Among the regions, 53 had an unemployment rate of less than 5.2% in 2012, half the average for the EU27. They included twenty-two regions in Germany, eight out of nine regions in Austria, seven regions in the Netherlands, five in the United Kingdom, four in Belgium, three in Romania, two in the Czech Republic, one in Italy and the Grand Duchy of Luxembourg. At the other extreme, 25 regions had a rate higher than 20.8%, double that of the EU27: eleven regions in Spain, ten regions in Greece and four French Overseas Departments.

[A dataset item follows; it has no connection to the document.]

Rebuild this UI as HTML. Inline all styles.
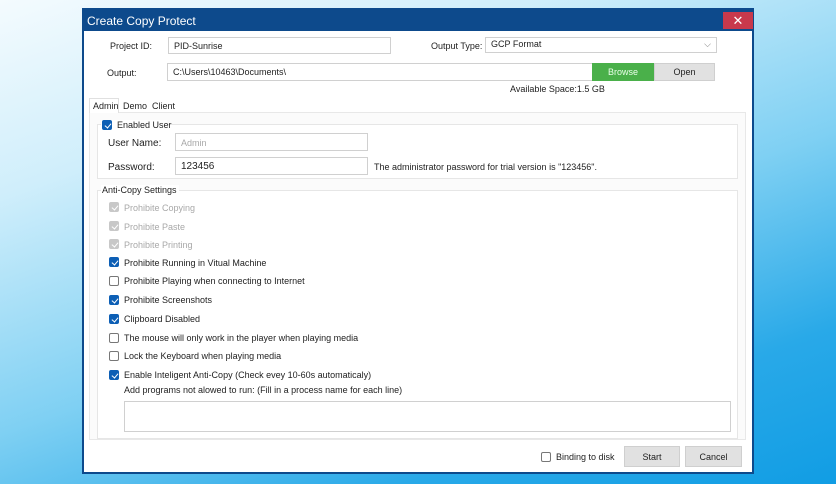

In the EU27 in 2012 the female unemployment rate was slightly higher than the male rate (10.5% compared with 10.4%). It varied between 2.7% in Freiburg in Germany and 49.4% in Ceuta in Spain and 36.8% in Western Macedonia in Greece, while the male rate ranged from 2.3% in Salzburg and Tyrol in Austria to 33.6% in Andalusía in Spain. The average unemployment rate for young people aged between 15 and 24 in the EU27 was 22.9%. The lowest rates were recorded in the German regions of Upper Bavaria (4.2%) and the highest in Western Macedonia (72.5%) in Greece.

The long-term unemployment share, which is defined as the percentage of unemployed persons who have been unemployed for 12 months or more, stood at 44.6% on average in the EU27 in 2012, and varied significantly across the regions. In 53 regions more than half of the unemployed had been out of work for at least 12 months.